Scan the lines below; pull out those with "this".
* BEGIN Data section *
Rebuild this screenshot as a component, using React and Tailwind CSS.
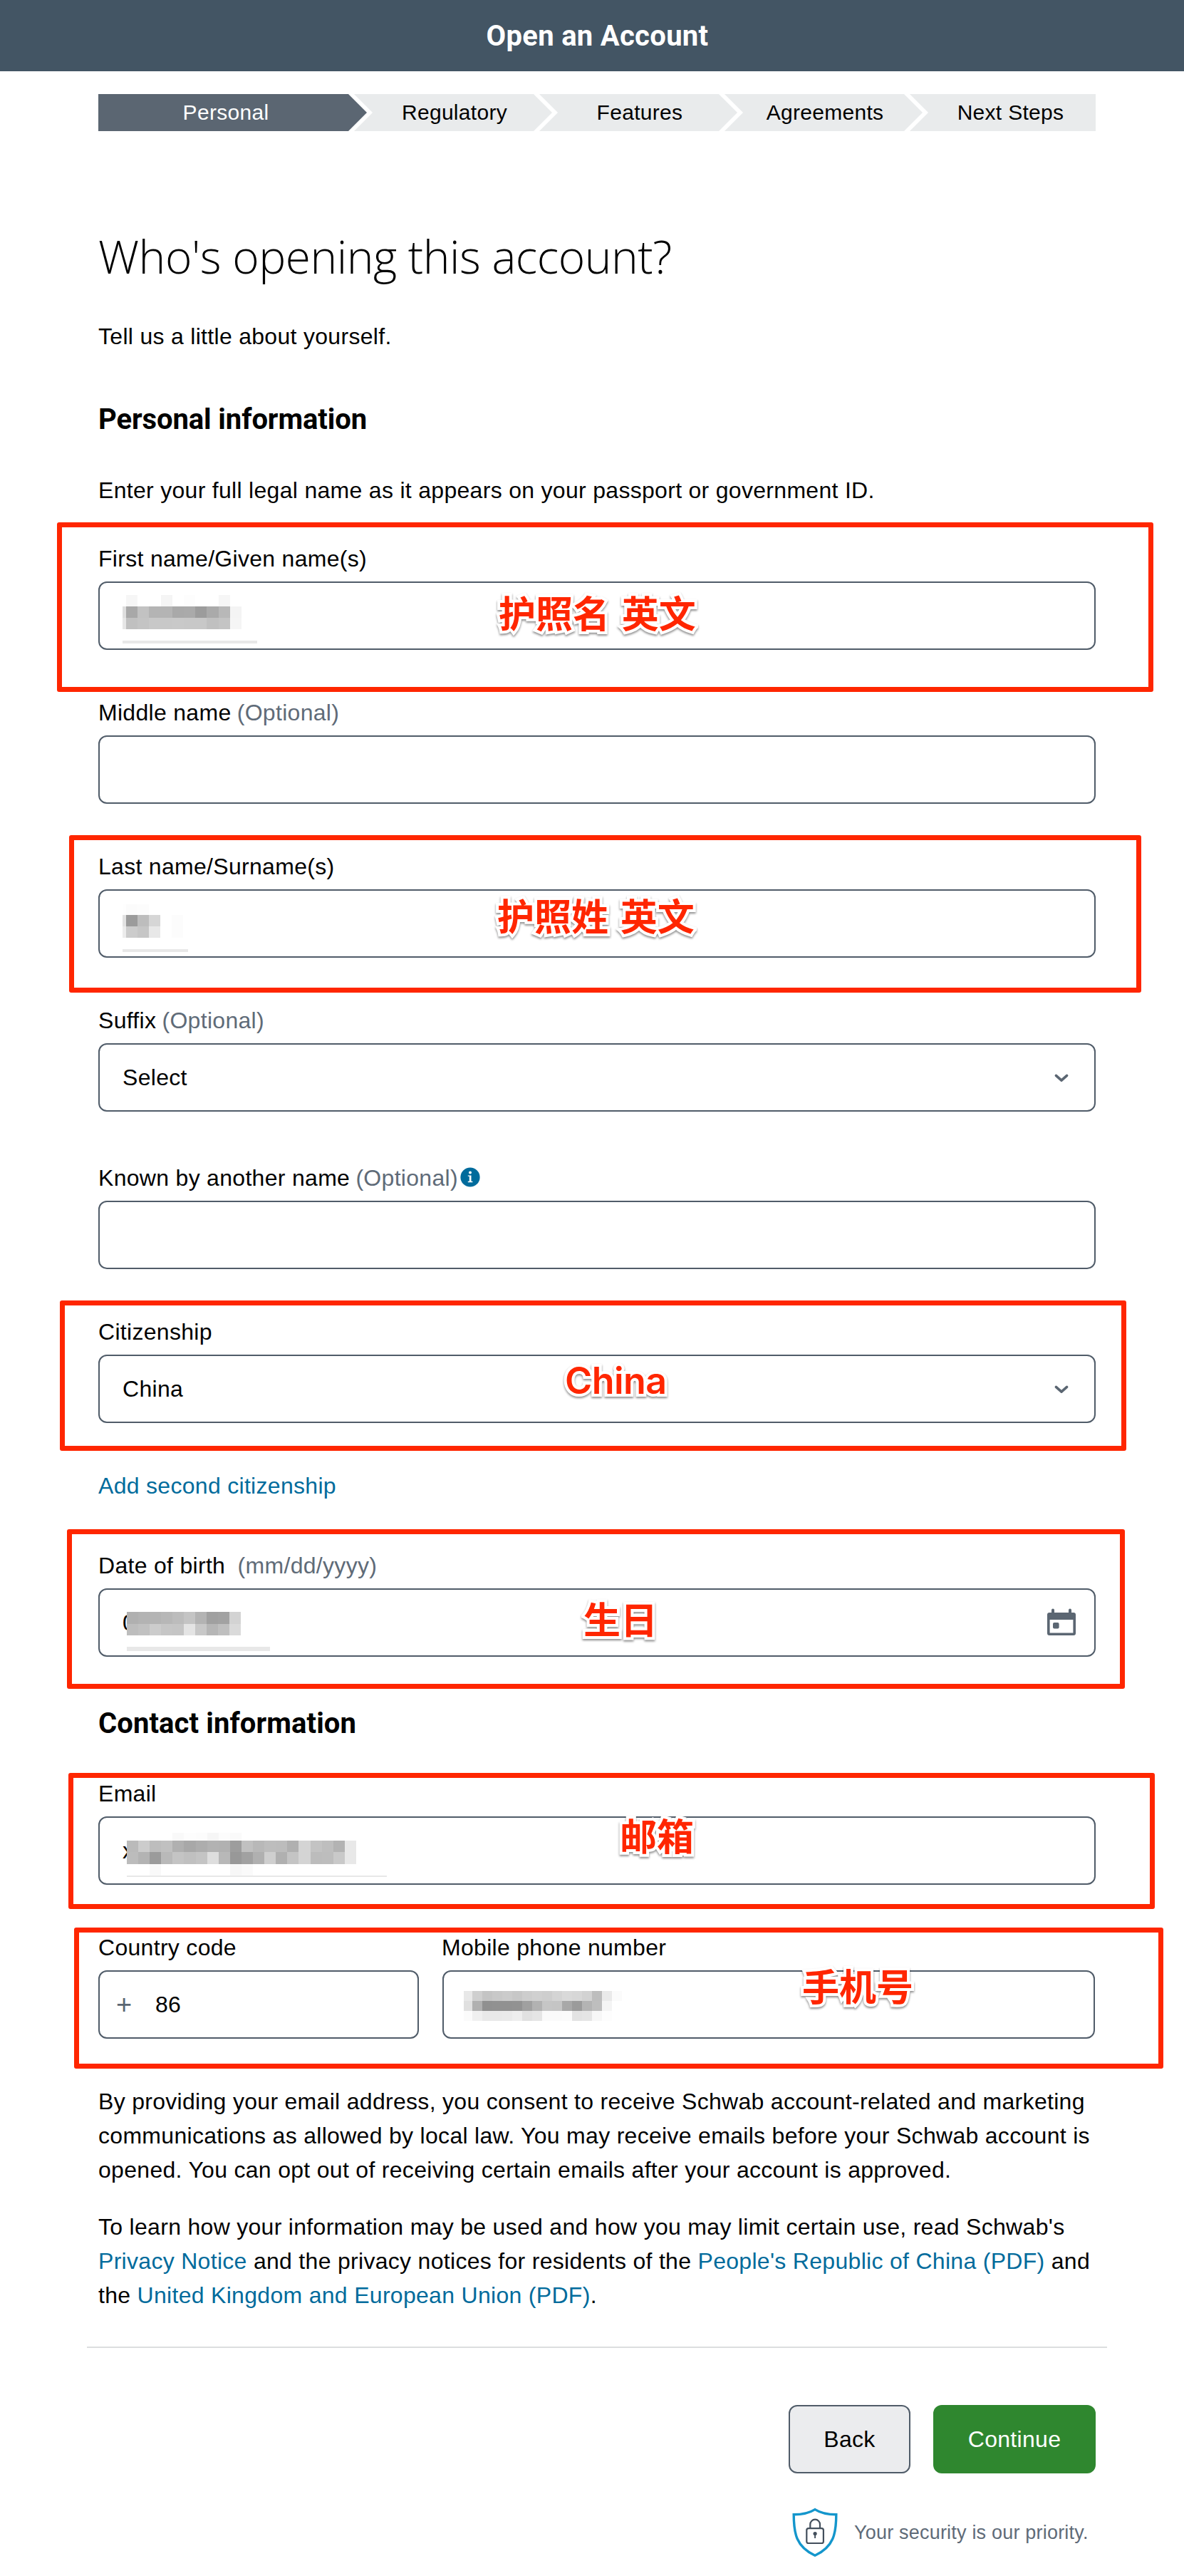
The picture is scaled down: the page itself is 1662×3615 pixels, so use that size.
const STEPS = ["Regulatory", "Features", "Agreements"];

function Stepper() {
  return (
    <nav className="mt-8 flex h-[52px] text-[30px] leading-[52px] tracking-[0.3px]">
      <div className="w-[377px] bg-[#5b6672] pr-[19px] text-center text-white [clip-path:polygon(0_0,351px_0,100%_50%,351px_100%,0_100%)]">
        Personal
      </div>
      {STEPS.map((s) => (
        <div
          key={s}
          className="-ml-[18px] w-[278px] bg-[#e9ebec] pl-1 text-center [clip-path:polygon(0_0,252px_0,100%_50%,252px_100%,0_100%,26px_50%)]"
        >
          {s}
        </div>
      ))}
      <div className="-ml-[18px] w-[261px] bg-[#e9ebec] pl-[22px] text-center [clip-path:polygon(0_0,100%_0,100%_100%,0_100%,26px_50%)]">
        Next Steps
      </div>
    </nav>
  );
}

function Field({ label, hint, info, className = "", children, overlay }) {
  return (
    <div className={"relative " + className}>
      <div className="flex h-12 items-center whitespace-pre">
        <span>{label}</span>
        {hint && <span className="-ml-px text-[#5f6b78]">{hint}</span>}
        {info && <InfoIcon />}
      </div>
      <div className="mt-2 flex h-24 items-center justify-between rounded-xl border-2 border-[#505c69] bg-white px-8">
        {children}
      </div>
      {overlay}
    </div>
  );
}

function InfoIcon() {
  return (
    <svg className="-mt-[2px] ml-[3px] size-[28px]" viewBox="0 0 28 28">
      <circle cx="14" cy="14" r="13.6" fill="#006b9c" />
      <circle cx="14" cy="7.6" r="2" fill="#fff" />
      <path d="M10.8 11.4h4.7v8.4h1.9v1.4h-6.6v-1.4h2v-7h-2z" fill="#fff" />
    </svg>
  );
}

function Chevron() {
  return (
    <svg className="-mr-[2px] size-8" viewBox="0 0 32 32" fill="none" stroke="#5b6672" strokeWidth="3.6" strokeLinecap="round" strokeLinejoin="round">
      <path d="M8.4 13.4l7.6 6.8 7.6-6.8" />
    </svg>
  );
}

function CalendarIcon() {
  return (
    <svg className="-mr-[7px] mb-[3px] h-[40px] w-[42px]" viewBox="0 0 42 40">
      <path
        fill="#5b6672"
        fillRule="evenodd"
        d="M7 3.5a2 2 0 0 1 4 0V7h20V3.5a2 2 0 0 1 4 0V7h3a3 3 0 0 1 3 3v26a3 3 0 0 1-3 3H4a3 3 0 0 1-3-3V10a3 3 0 0 1 3-3h3zM4.6 17v18.4h32.8V17z"
      />
      <rect x="9" y="21" width="8.6" height="8.4" rx="2" fill="#5b6672" />
    </svg>
  );
}

function ShieldIcon() {
  return (
    <svg className="h-[70px] w-[68px]" viewBox="15 14 68 70" fill="none">
      <path
        d="M49 16.6C42 21 32 23.8 19.2 23.8 19.2 50 22.5 69 49 81.2 75.5 69 78.8 50 78.8 23.8 66 23.8 56 21 49 16.6Z"
        stroke="#1496cc"
        strokeWidth="3.4"
      />
      <rect x="37.3" y="43.2" width="23.6" height="20.8" rx="2.6" stroke="#434f5c" strokeWidth="2.2" />
      <path d="M42.3 42.5v-5a6.85 6.85 0 0 1 13.7 0v5" stroke="#434f5c" strokeWidth="2.2" />
      <circle cx="49.1" cy="50.7" r="2.6" fill="#434f5c" />
      <path d="M49.1 51v6" stroke="#434f5c" strokeWidth="1.9" />
    </svg>
  );
}

/* Pixelated strip hiding a typed value; each row is [cell height class, edge colour, grey levels]. */
function Mosaic({ className, cell, edge, rows }) {
  return (
    <div className={"absolute " + className}>
      {rows.map(([h, edgeColor, cells], r) => (
        <div key={r} className={"flex " + h}>
          {edge && <i className={edge} style={{ backgroundColor: edgeColor || "transparent" }} />}
          {cells.split(" ").map((c, i) => (
            <i key={i} className={cell} style={{ backgroundColor: c === "-" ? "#fff" : "#" + c + c + c }} />
          ))}
        </div>
      ))}
    </div>
  );
}

function RedBox({ className }) {
  return <div className={"pointer-events-none absolute rounded-[3px] border-[7px] border-[#ff2600] " + className} />;
}

function Note({ className, children }) {
  return (
    <div
      className={
        "absolute whitespace-nowrap text-[52px] leading-[52px] text-[#ff2600] [-webkit-text-stroke:8px_white] [paint-order:stroke_fill] [filter:drop-shadow(0_2px_1.5px_rgba(0,0,0,0.45))] " +
        className
      }
    >
      {children}
    </div>
  );
}

const CJK = "font-['Noto_Sans_CJK_SC',sans-serif] font-bold tracking-normal";

function Link({ children }) {
  return <a className="text-[#006b9c]">{children}</a>;
}

export default function App() {
  return (
    <div className="min-h-[3615px] w-[1662px] overflow-hidden bg-white font-['Liberation_Sans',Arial,sans-serif] text-[32px] leading-[48px] tracking-[0.3px] text-black">
      <header className="flex h-[100px] items-center justify-center bg-[#435564] pt-px pl-[15px] font-['Roboto',sans-serif] text-[40px] font-bold tracking-[0.3px] text-white">
        Open an Account
      </header>

      <main className="ml-[138px] w-[1400px]">
        <Stepper />

        <h1 className="mt-[140px] font-['Open_Sans',sans-serif] text-[64px] leading-[72px] font-light tracking-[-0.5px] whitespace-nowrap">
          Who's opening this account?
        </h1>
        <p className="mt-[52px]">Tell us a little about yourself.</p>

        <h2 className="mt-[69px] font-['Roboto',sans-serif] text-[40px] font-bold tracking-[-0.1px]">Personal information</h2>
        <p className="mt-[51px]">Enter your full legal name as it appears on your passport or government ID.</p>

        <Field
          className="mt-12"
          label="First name/Given name(s)"
          overlay={
            <>
              <Mosaic
                className="top-[75px] left-[34px]"
                cell="w-[16.2px]"
                edge="w-[5px]"
                rows={[
                  ["h-[16px]", "#ffffff", "f6 - - f5 - fd - - f6"],
                  ["h-[16px]", "#dedede", "a8 c2 b4 b4 a9 aa 9c aa b8 f4"],
                  ["h-[16px]", "#e6e6e6", "c0 c4 c8 c8 c9 c8 c8 c0 c4 f5"],
                ]}
              />
              <div className="absolute top-[139px] left-[34px] h-1 w-[189px] bg-[#e8e8e8]" />
              <RedBox className="-top-[27px] -left-[58px] h-[238px] w-[1539px]" />
              <Note className={"top-[73px] left-[562px] [word-spacing:5px] " + CJK}>护照名 英文</Note>
            </>
          }
        />

        <Field className="mt-16" label="Middle name" hint=" (Optional)" />

        <Field
          className="mt-16"
          label="Last name/Surname(s)"
          overlay={
            <>
              <Mosaic
                className="top-[77px] left-[34px]"
                cell="w-[16px]"
                edge="w-[5px]"
                rows={[
                  ["h-[15px]", "#fefefe", "fb fc -"],
                  ["h-[16px]", "#e2e2e2", "9b bd d6 - fc"],
                  ["h-[16px]", "#ececec", "cc c6 e8 - fc"],
                ]}
              />
              <div className="absolute top-[140px] left-[34px] h-1 w-[92px] bg-[#e8e8e8]" />
              <RedBox className="-top-[20px] -left-[41px] h-[221px] w-[1505px]" />
              <Note className={"top-[66px] left-[560px] [word-spacing:5px] " + CJK}>护照姓 英文</Note>
            </>
          }
        />

        <Field className="mt-16" label="Suffix" hint=" (Optional)">
          <span>Select</span>
          <Chevron />
        </Field>

        <Field className="mt-[69px]" label="Known by another name" hint=" (Optional)" info />

        <Field
          className="mt-16"
          label="Citizenship"
          overlay={
            <>
              <RedBox className="-top-[20px] -left-[54px] h-[211px] w-[1497px]" />
              <Note className="top-[67px] left-[655px] font-['Inter',sans-serif] font-semibold tracking-[-0.6px]">China</Note>
            </>
          }
        >
          <span>China</span>
          <Chevron />
        </Field>

        <p className="mt-16">
          <Link>Add second citizenship</Link>
        </p>

        <Field
          className="mt-16"
          label="Date of birth"
          hint="  (mm/dd/yyyy)"
          overlay={
            <>
              <Mosaic
                className="top-[89px] left-[40px]"
                cell="w-[16px]"
                rows={[
                  ["h-[17px]", "", "b0 b3 b4 b7 bc c4 b3 a0 a2 d3"],
                  ["h-[16px]", "", "bd c1 cc c6 c5 e4 c8 b6 bf da"],
                ]}
              />
              <div className="absolute top-[138px] left-[40px] h-[6px] w-[201px] bg-[#e8e8e8]" />
              <RedBox className="-top-[27px] -left-[44px] h-[224px] w-[1485px]" />
              <Note className={"top-[72px] left-[681px] " + CJK}>生日</Note>
            </>
          }
        >
          <span>0</span>
          <CalendarIcon />
        </Field>

        <h2 className="mt-[70px] font-['Roboto',sans-serif] text-[40px] font-bold tracking-[0.1px]">Contact information</h2>

        <Field
          className="mt-[50px]"
          label="Email"
          overlay={
            <>
              <Mosaic
                className="top-[79px] left-[40px]"
                cell="w-[16.1px]"
                rows={[
                  ["h-[11px]", "", "- - - - f9 fd fc f6 fc fa -"],
                  ["h-[16px]", "", "ba cc bd c0 b0 a8 ad b2 b1 9d c0 b8 bd bc b0 d4 c3 be b3 e8"],
                  ["h-[17px]", "", "bc b3 9b b9 c4 c0 c4 de b8 98 a1 b0 cf b0 c4 d4 bc bd c9 e8"],
                  ["h-[16px]", "", "- - f9 - - - - - - f7 fa"],
                ]}
              />
              <div className="absolute top-[139px] left-[40px] h-[2px] w-[365px] bg-[#e8e8e8]" />
              <RedBox className="-top-[5px] -left-[42px] h-[191px] w-[1525px]" />
              <Note className={"top-[56px] left-[732px] " + CJK}>邮箱</Note>
            </>
          }
        >
          <span>x</span>
        </Field>

        <div className="relative mt-16 flex gap-[33px]">
          <Field className="w-[450px]" label="Country code">
            <div className="flex items-center">
              <span className="-ml-[9px] w-[55px] text-[38px] tracking-normal text-[#5b6672]">+</span>
              <span>86</span>
            </div>
          </Field>
          <Field
            className="w-[916px]"
            label={<span className="-ml-px">Mobile phone number</span>}
            overlay={
              <Mosaic
                className="top-[85px] left-[30px]"
                cell="w-[14px]"
                edge="w-[12px]"
                rows={[
                  ["h-[14px]", "#e8e8e8", "cf c4 c8 cb c7 cd d0 ce d4 d9 d7 d2 bd ea fb"],
                  ["h-[14px]", "#e0e0e0", "b0 90 91 91 92 a0 b2 c6 c5 a8 9b b4 be f4"],
                  ["h-[14px]", "#fbfbfb", "f0 e9 e9 ea ee e1 e5 fa fa fb e3 e5 f7 fd"],
                ]}
              />
            }
          />
          <RedBox className="-top-[4px] -left-[34px] h-[198px] w-[1529px]" />
          <Note className={"top-[51px] left-[988px] " + CJK}>手机号</Note>
        </div>

        <p className="mt-16 whitespace-nowrap">
          By providing your email address, you consent to receive Schwab account-related and marketing
          <br />
          communications as allowed by local law. You may receive emails before your Schwab account is
          <br />
          opened. You can opt out of receiving certain emails after your account is approved.
        </p>
        <p className="mt-8 whitespace-nowrap">
          To learn how your information may be used and how you may limit certain use, read Schwab's
          <br />
          <Link>Privacy Notice</Link> and the privacy notices for residents of the <Link>People's Republic of China (PDF)</Link> and
          <br />
          the <Link>United Kingdom and European Union (PDF)</Link>.
        </p>

        <hr className="-mx-4 mt-12 border-t-2 border-[#dcdedf]" />

        <div className="mt-20 flex justify-end gap-8">
          <button className="h-24 w-[171px] rounded-xl border-2 border-[#505c69] bg-[#ebecee]">Back</button>
          <button className="h-24 w-[228px] rounded-xl bg-[#2f872f] text-white">Continue</button>
        </div>

        <div className="mt-12 ml-[972px] flex h-[70px] items-center gap-[21px]">
          <ShieldIcon />
          <span className="text-[27px] leading-10 tracking-[0.2px] whitespace-nowrap text-[#5f6b78]">Your security is our priority.</span>
        </div>
      </main>
    </div>
  );
}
* END Data section *
## Finished task
Rebuild this screenshot as a component, using React and Tailwind CSS.
          Who's opening this account?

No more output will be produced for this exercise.